Rows from a dataset of pages and code:
● ● ● ●
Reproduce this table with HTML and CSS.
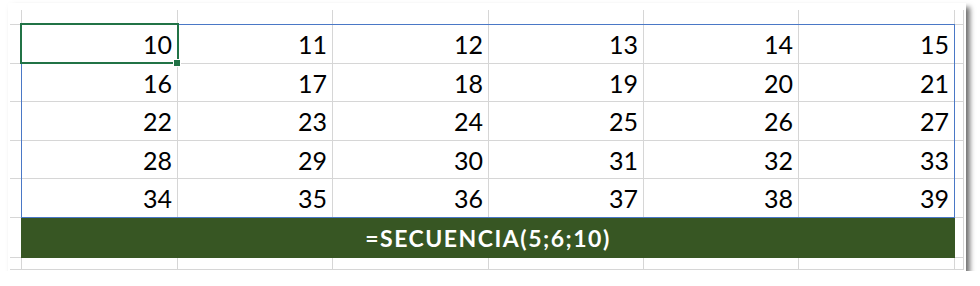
FILE: index.html
```html
<!DOCTYPE html>
<html lang="es">
<head>
<meta charset="utf-8">
<title>SECUENCIA</title>
<link rel="stylesheet" href="styles.css">
</head>
<body>
<div class="card">
  <div class="stack">
    <div class="sheet">
      <div class="c"></div><div class="c"></div><div class="c"></div><div class="c"></div><div class="c"></div><div class="c"></div><div class="c"></div><div class="c"></div>

      <div class="c"></div><div class="c n">10</div><div class="c n">11</div><div class="c n">12</div><div class="c n">13</div><div class="c n">14</div><div class="c n">15</div><div class="c"></div>
      <div class="c"></div><div class="c n">16</div><div class="c n">17</div><div class="c n">18</div><div class="c n">19</div><div class="c n">20</div><div class="c n">21</div><div class="c"></div>
      <div class="c"></div><div class="c n">22</div><div class="c n">23</div><div class="c n">24</div><div class="c n">25</div><div class="c n">26</div><div class="c n">27</div><div class="c"></div>
      <div class="c"></div><div class="c n">28</div><div class="c n">29</div><div class="c n">30</div><div class="c n">31</div><div class="c n">32</div><div class="c n">33</div><div class="c"></div>
      <div class="c"></div><div class="c n">34</div><div class="c n">35</div><div class="c n">36</div><div class="c n">37</div><div class="c n">38</div><div class="c n">39</div><div class="c"></div>

      <div class="c"></div><div class="formula">=SECUENCIA(5;6;10)</div><div class="c"></div>

      <div class="c"></div><div class="c"></div><div class="c"></div><div class="c"></div><div class="c"></div><div class="c"></div><div class="c"></div><div class="c"></div>
    </div>
    <div class="sheet overlay">
      <div class="range"></div>
      <div class="selection"><span class="handle"></span></div>
    </div>
  </div>
</div>
</body>
</html>
```
FILE: styles.css
```css
* { box-sizing: border-box; }

html, body {
  margin: 0;
  padding: 0;
  background: #ffffff;
}

.card {
  margin: 3px 0 0 8px;
  width: 958px;
  height: 268px;
  padding: 7px 0 0 2px;
  background: #ffffff;
  box-shadow: 4px 4px 5px rgba(0, 0, 0, 0.55);
}

.stack {
  display: grid;
}

.sheet {
  grid-area: 1 / 1;
  display: grid;
  grid-template-columns: 12px 156px 155px 156px 155px 155px 156px 9px;
  grid-template-rows: 15px 39px 38px 39px 38px 39px 40px 12px;
  font-family: Lato, "Liberation Sans", sans-serif;
}

.overlay {
  pointer-events: none;
}

.c {
  border-right: 1px solid #d6d6d6;
  border-bottom: 1px solid #d6d6d6;
}

.n {
  text-align: right;
  padding-right: 5px;
  font-size: 25px;
  line-height: 38px;
  color: #000000;
}

.formula {
  grid-column: 2 / 8;
  grid-row: 7;
  margin-left: -1px;
  background: #375623;
  color: #ffffff;
  font-weight: 700;
  font-size: 23px;
  letter-spacing: 1.5px;
  text-align: center;
  line-height: 40px;
}

.range {
  grid-column: 2 / 8;
  grid-row: 2 / 7;
  margin: -1px 0 0 -1px;
  border: 1px solid #4a78c6;
}

.selection {
  grid-column: 2 / 3;
  grid-row: 2 / 3;
  margin: -2px -1px 0 -2px;
  border: 2px solid #217346;
  position: relative;
}

.handle {
  position: absolute;
  right: -4px;
  bottom: -5px;
  width: 8px;
  height: 8px;
  background: #217346;
  border: 1px solid #ffffff;
}
```
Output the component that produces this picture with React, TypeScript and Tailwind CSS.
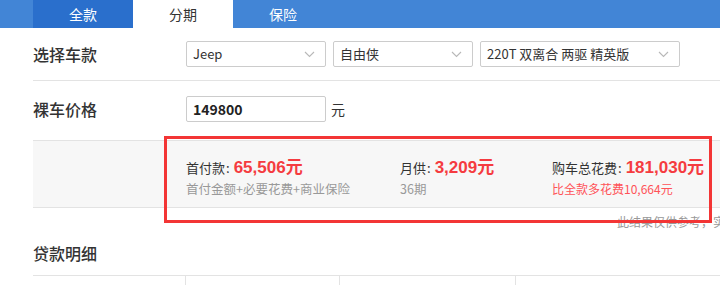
import React from "react";

const Chevron = () => (
  <svg width="11" height="7" viewBox="0 0 11 7" fill="none" className="shrink-0">
    <path d="M1 1l4.5 4.5L10 1" stroke="#b8b8b8" strokeWidth="1.1" />
  </svg>
);

const Select = ({ text, w }: { text: string; w: string }) => (
  <div
    className={`${w} h-[26px] border border-[#cccccc] rounded-[2px] bg-white flex items-center justify-between pl-[6px] pr-[10px] text-[13px] text-[#333]`}
  >
    <span>{text}</span>
    <Chevron />
  </div>
);

const Num = ({ children }: { children: React.ReactNode }) => (
  <span
    className="text-[17px] font-bold text-[#f53b40]"
    style={{ fontFamily: '"Liberation Sans", "Noto Sans CJK SC", sans-serif' }}
  >
    {children}
  </span>
);

const Label = ({ text }: { text: string }) => (
  <span className="text-[13px] text-[#333]">
    {text}
    <span className="ml-[1px] mr-[4px]">:</span>
  </span>
);

export default function App() {
  return (
    <div
      className="relative w-[720px] h-[285px] overflow-hidden bg-white"
      style={{ fontFamily: '"Noto Sans CJK SC", "Microsoft YaHei", sans-serif' }}
    >
      {/* tabs */}
      <div className="flex h-[28px] bg-[#4285d6] pl-[33px] text-[14px] leading-[28px]">
        <div className="w-[100px] text-center bg-[#2a6fcc] text-white">全款</div>
        <div className="w-[100px] text-center bg-white text-[#333]">分期</div>
        <div className="w-[100px] text-center text-white">保险</div>
      </div>

      <div className="pl-[33px]">
        {/* row 1 */}
        <div className="flex items-center h-[53px] border-b border-[#e3e3e3]">
          <div className="w-[153px] text-[16px] text-[#333] font-medium">选择车款</div>
          <div className="flex gap-[7px]">
            <Select text="Jeep" w="w-[140px]" />
            <Select text="自由侠" w="w-[140px]" />
            <Select text="220T 双离合 两驱 精英版" w="w-[200px]" />
          </div>
        </div>

        {/* row 2 */}
        <div className="flex items-center pt-[15px] pb-[18px]">
          <div className="w-[153px] text-[16px] text-[#333] font-medium">裸车价格</div>
          <div className="w-[140px] h-[26px] border border-[#cccccc] rounded-[2px] flex items-center pl-[6px] text-[14px] font-bold text-[#222]">
            149800
          </div>
          <span className="ml-[5px] text-[14px] text-[#333]">元</span>
        </div>

        {/* result band */}
        <div className="h-[68px] bg-[#f7f7f7] border-y border-[#e3e3e3] pl-[153px] flex pt-[14px]">
          <div className="w-[214px]">
            <div className="flex items-baseline h-[24px]">
              <Label text="首付款" />
              <Num>65,506元</Num>
            </div>
            <div className="text-[12.5px] text-[#999] leading-[20px]">首付金额+必要花费+商业保险</div>
          </div>
          <div className="w-[152px]">
            <div className="flex items-baseline h-[24px]">
              <Label text="月供" />
              <Num>3,209元</Num>
            </div>
            <div className="text-[12.5px] text-[#999] leading-[20px]">36期</div>
          </div>
          <div>
            <div className="flex items-baseline h-[24px]">
              <Label text="购车总花费" />
              <Num>181,030元</Num>
            </div>
            <div className="text-[12px] text-[#ff5257] leading-[20px]">比全款多花费10,664元</div>
          </div>
        </div>

        {/* disclaimer */}
        <div className="pl-[584px] pt-[4px] whitespace-nowrap text-[12px] leading-[20px] text-[#999]">
          此结果仅供参考，实际应缴费以当地为准
        </div>

        {/* loan details title */}
        <div className="mt-[9px] text-[16px] leading-[24px] text-[#333] font-medium">贷款明细</div>

        <div className="mt-[10px] flex border-t border-[#e3e3e3] h-[30px]">
          <div className="w-[152px]" />
          <div className="w-[154px] border-l border-[#e3e3e3]" />
          <div className="w-[176px] border-l border-[#e3e3e3]" />
          <div className="flex-1 border-l border-[#e3e3e3]" />
        </div>
      </div>

      {/* red annotation box */}
      <div className="absolute left-[164px] top-[136px] w-[548px] h-[87px] border-[3px] border-[#f33535] pointer-events-none" />
    </div>
  );
}
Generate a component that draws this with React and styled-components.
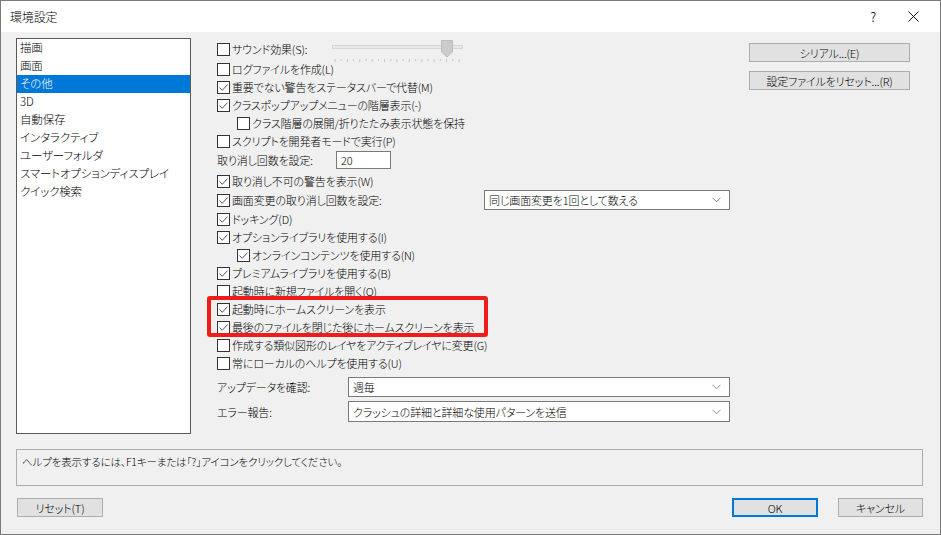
import styled, { createGlobalStyle } from 'styled-components';

const GlobalStyle = createGlobalStyle`
  html, body {
    margin: 0;
    padding: 0;
    background: #ffffff;
  }
  body {
    font-family: "Noto Sans CJK JP", "Noto Sans", sans-serif;
    font-size: 11px;
    font-weight: 300;
    color: #000;
    font-feature-settings: "palt";
    letter-spacing: -0.15px;
  }
`;

//whole dialog
const Window = styled.div`
  width: 941px;
  height: 535px;
  box-sizing: border-box;
  border: 1px solid #7a7a7a;
  background: #f0f0f0;
  display: flex;
  flex-direction: column;
  overflow: hidden;
`;

const TitleBar = styled.div`
  height: 31px;
  flex: none;
  background: #ffffff;
  display: flex;
  align-items: center;
  padding-left: 9px;
  font-size: 12px;
  .title {
    flex: 1;
  }
  .help {
    width: 20px;
    font-size: 13px;
    text-align: center;
    margin-right: 20px;
  }
  .close {
    width: 20px;
    display: flex;
    justify-content: center;
    margin-right: 17px;
  }
`;

const Body = styled.div`
  flex: 1;
  display: flex;
  flex-direction: column;
  padding: 6px 17px 0 15px;
`;

const MainRow = styled.div`
  display: flex;
  height: 396px;
`;

const CategoryList = styled.ul`
  list-style: none;
  margin: 0;
  padding: 0;
  width: 175px;
  height: 396px;
  box-sizing: border-box;
  border: 1px solid #5a5a5a;
  background: #ffffff;
`;

const CategoryItem = styled.li`
  height: 18px;
  line-height: 17px;
  padding-left: 3px;
  font-size: 11.5px;
  background: ${(p) => (p.$active ? '#0078d7' : 'transparent')};
  color: ${(p) => (p.$active ? '#ffffff' : '#000000')};
`;

const Options = styled.div`
  position: relative;
  margin-left: 26px;
  width: 513px;
  display: flex;
  flex-direction: column;
`;

const Row = styled.div`
  display: flex;
  align-items: ${(p) => (p.$top ? 'flex-start' : 'center')};
  height: ${(p) => p.$h || 18}px;
  margin-top: ${(p) => p.$mt || 0}px;
  padding-left: ${(p) => (p.$indent ? 20 : 0)}px;
  padding-top: ${(p) => (p.$top ? 3 : 0)}px;
  box-sizing: border-box;
  white-space: nowrap;
`;

const CheckLabel = styled.label`
  display: flex;
  align-items: center;
  width: ${(p) => (p.$w ? `${p.$w}px` : 'auto')};
  flex: none;
`;

const Box = styled.span`
  width: 13px;
  height: 13px;
  box-sizing: border-box;
  border: 1px solid #333333;
  background: #ffffff;
  margin-right: 2px;
  display: flex;
  align-items: center;
  justify-content: center;
  flex: none;
`;

const FieldLabel = styled.span`
  width: ${(p) => p.$w}px;
  flex: none;
`;

const NumberField = styled.div`
  width: 55px;
  height: 18px;
  box-sizing: border-box;
  border: 1px solid #7a7a7a;
  background: #ffffff;
  padding-left: 4px;
  line-height: 16px;
`;

const Select = styled.div`
  width: ${(p) => p.$w}px;
  height: ${(p) => p.$h || 20}px;
  margin-left: ${(p) => p.$ml || 0}px;
  box-sizing: border-box;
  border: 1px solid #7a7a7a;
  background: #ffffff;
  display: flex;
  align-items: center;
  padding: 0 8px 0 4px;
  span {
    flex: 1;
  }
`;

const Highlight = styled.div`
  position: absolute;
  left: -10px;
  top: 258px;
  width: 281px;
  height: 41px;
  box-sizing: border-box;
  border: 4px solid #f21b1b;
  border-radius: 3px;
  pointer-events: none;
`;

const SideButtons = styled.div`
  margin-left: 19px;
  padding-top: 5px;
  display: flex;
  flex-direction: column;
  gap: 9px;
`;

const Button = styled.button`
  width: ${(p) => p.$w}px;
  height: ${(p) => p.$h || 19}px;
  box-sizing: border-box;
  border: 1px solid ${(p) => (p.$primary ? '#0078d7' : '#adadad')};
  box-shadow: ${(p) => (p.$primary ? 'inset 0 0 0 1px #0078d7' : 'none')};
  background: #e1e1e1;
  font-family: inherit;
  font-size: 11px;
  font-weight: 300;
  letter-spacing: -0.15px;
  font-feature-settings: "palt";
  color: #000;
  padding: 0;
  line-height: 16px;
`;

const HelpBox = styled.div`
  margin-top: 15px;
  width: 907px;
  height: 37px;
  box-sizing: border-box;
  border: 1px solid #adadad;
  padding: 4px 0 0 5px;
  font-size: 10.5px;
`;

const Footer = styled.div`
  margin-top: 12px;
  width: 907px;
  display: flex;
  align-items: center;
  padding-left: 1px;
  box-sizing: border-box;
  .spacer {
    flex: 1;
  }
  .right {
    display: flex;
    gap: 20px;
  }
`;

const Check = ({ on }) => (
  <Box>
    {on && (
      <svg width="11" height="11" viewBox="0 0 11 11">
        <polyline points="1.5,5.5 4.2,8.3 9.6,2.6" fill="none" stroke="#555" strokeWidth="1" />
      </svg>
    )}
  </Box>
);

const CheckItem = ({ on, children, w }) => (
  <CheckLabel $w={w}>
    <Check on={on} />
    <span>{children}</span>
  </CheckLabel>
);

const Chevron = () => (
  <svg width="9" height="6" viewBox="0 0 9 6">
    <polyline points="0.5,0.8 4.5,4.8 8.5,0.8" fill="none" stroke="#8a8a8a" strokeWidth="1" />
  </svg>
);

const Slider = () => {
  const ticks = [];
  for (let i = 0; i <= 20; i++) ticks.push(3 + i * 6.2);
  return (
    <svg width="134" height="26" viewBox="0 0 134 26" style={{ marginTop: -3 }}>
      <rect x="0.5" y="7.5" width="130" height="3" fill="#e7eaea" stroke="#d6d6d6" />
      {ticks.map((x, i) => (
        <line key={i} x1={x} y1="21" x2={x} y2={i % 2 ? 23 : 24} stroke="#c4c4c4" strokeWidth="1" />
      ))}
      <polygon points="109.5,2.5 120.5,2.5 120.5,14 115,19 109.5,14" fill="#cccccc" stroke="#bdbdbd" />
    </svg>
  );
};

const categories = [
  '描画',
  '画面',
  'その他',
  '3D',
  '自動保存',
  'インタラクティブ',
  'ユーザーフォルダ',
  'スマートオプションディスプレイ',
  'クイック検索',
];

const App = () => {
  return (
    <>
      <GlobalStyle />
      <Window>
        <TitleBar>
          <span className="title">環境設定</span>
          <span className="help">?</span>
          <span className="close">
            <svg width="11" height="11" viewBox="0 0 11 11">
              <path d="M0.5 0.5 L10.5 10.5 M10.5 0.5 L0.5 10.5" stroke="#111" strokeWidth="1" />
            </svg>
          </span>
        </TitleBar>
        <Body>
          <MainRow>
            <CategoryList>
              {categories.map((c) => (
                <CategoryItem key={c} $active={c === 'その他'}>
                  {c}
                </CategoryItem>
              ))}
            </CategoryList>

            <Options>
              <Row $h={22} $top>
                <CheckItem w={115}>サウンド効果(S):</CheckItem>
                <Slider />
              </Row>
              <Row>
                <CheckItem>ログファイルを作成(L)</CheckItem>
              </Row>
              <Row>
                <CheckItem on>重要でない警告をステータスバーで代替(M)</CheckItem>
              </Row>
              <Row>
                <CheckItem on>クラスポップアップメニューの階層表示(-)</CheckItem>
              </Row>
              <Row $indent>
                <CheckItem>クラス階層の展開/折りたたみ表示状態を保持</CheckItem>
              </Row>
              <Row>
                <CheckItem>スクリプトを開発者モードで実行(P)</CheckItem>
              </Row>
              <Row $h={20}>
                <FieldLabel $w={119}>取り消し回数を設定:</FieldLabel>
                <NumberField>20</NumberField>
              </Row>
              <Row $mt={2}>
                <CheckItem on>取り消し不可の警告を表示(W)</CheckItem>
              </Row>
              <Row $h={20}>
                <CheckItem on w={267}>画面変更の取り消し回数を設定:</CheckItem>
                <Select $w={246}>
                  <span>同じ画面変更を1回として数える</span>
                  <Chevron />
                </Select>
              </Row>
              <Row>
                <CheckItem on>ドッキング(D)</CheckItem>
              </Row>
              <Row>
                <CheckItem on>オプションライブラリを使用する(I)</CheckItem>
              </Row>
              <Row $indent>
                <CheckItem on>オンラインコンテンツを使用する(N)</CheckItem>
              </Row>
              <Row>
                <CheckItem on>プレミアムライブラリを使用する(B)</CheckItem>
              </Row>
              <Row>
                <CheckItem>起動時に新規ファイルを開く(O)</CheckItem>
              </Row>
              <Row>
                <CheckItem on>起動時にホームスクリーンを表示</CheckItem>
              </Row>
              <Row>
                <CheckItem on>最後のファイルを閉じた後にホームスクリーンを表示</CheckItem>
              </Row>
              <Row>
                <CheckItem>作成する類似図形のレイヤをアクティブレイヤに変更(G)</CheckItem>
              </Row>
              <Row>
                <CheckItem>常にローカルのヘルプを使用する(U)</CheckItem>
              </Row>
              <Row $h={20} $mt={5}>
                <FieldLabel $w={131}>アップデータを確認:</FieldLabel>
                <Select $w={382}>
                  <span>週毎</span>
                  <Chevron />
                </Select>
              </Row>
              <Row $h={21} $mt={4}>
                <FieldLabel $w={131}>エラー報告:</FieldLabel>
                <Select $w={382} $h={21}>
                  <span>クラッシュの詳細と詳細な使用パターンを送信</span>
                  <Chevron />
                </Select>
              </Row>

              <Highlight />
            </Options>

            <SideButtons>
              <Button $w={161}>シリアル...(E)</Button>
              <Button $w={161}>設定ファイルをリセット...(R)</Button>
            </SideButtons>
          </MainRow>

          <HelpBox>ヘルプを表示するには、F1キーまたは「?」アイコンをクリックしてください。</HelpBox>

          <Footer>
            <Button $w={86}>リセット(T)</Button>
            <div className="spacer" />
            <div className="right">
              <Button $w={86} $primary>OK</Button>
              <Button $w={85}>キャンセル</Button>
            </div>
          </Footer>
        </Body>
      </Window>
    </>
  );
};

export default App;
● ● ● ●
DIRECTIVE
Show all lines from the records above where the word "with" occurs.

ANSWER IN FULL
Reproduce this table with HTML and CSS.
Output the component that produces this picture with React, TypeScript and Tailwind CSS.
Generate a component that draws this with React and styled-components.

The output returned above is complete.